Can 3 photons bunch, Hanbury Brown and Twiss effect?

[Spinnor]

Could we split the beam of light in the Hanbury Brown and Twiss effect setup into 3 equal beams each, with each beam having a detector, and measure three photons arriving at nearly the same time at all three detectors?

Thanks for any help!

 

[Cthugha]

Yes, one can do that and there have been experiments on that. What you find is that the relative coincidence count rate shows a factorial increase with the number of beams for thermal light. The 2-photon coincidence rate shows the well known increase of 2!=2. For three photons, you get 3!=6, for four photons 4!=24, for five you will get 5!=120 and so on.

 

[Spinnor]

Thanks for your reply!

I'm confused though, if we have really weak light, say a photon per hour on average, and split the incoming beam into say three beams won't we most likely only measure one photon at one of the detectors? Is there another factor that takes the intensity of the light into account besides the n! factor?

Thanks for your help!

 

[Cthugha]

The HBT effect is about the relative coincidence rate only. Assume you do measurements every second, but only have one photon per hour. This means in any single beam 1 out of 3600 measurements will give you a photon on average. If the beams are statistically independent, you would expect to detect photons simultaneously on average in 1 out of 12960000 (simply 3600*3600) measurements. That is one pair in 150 days. The HBT effect just increases the average photon pair detection rate to two pairs in 150 days.
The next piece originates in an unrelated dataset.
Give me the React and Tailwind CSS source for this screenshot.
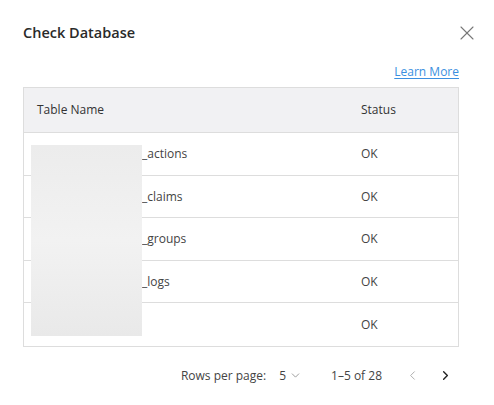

Quite analogous, you would expect to detect three photons simultaneously in 1 out of 3600*3600*3600 measurements and the HBT effect will increase the rate to 6 out of 3600*3600*3600 measurements.

As this is about relative count rates, the effects in terms of absolute counts will be drastic only for large mean photon numbers.

 

[Spinnor]

That example made it very clear, thank you!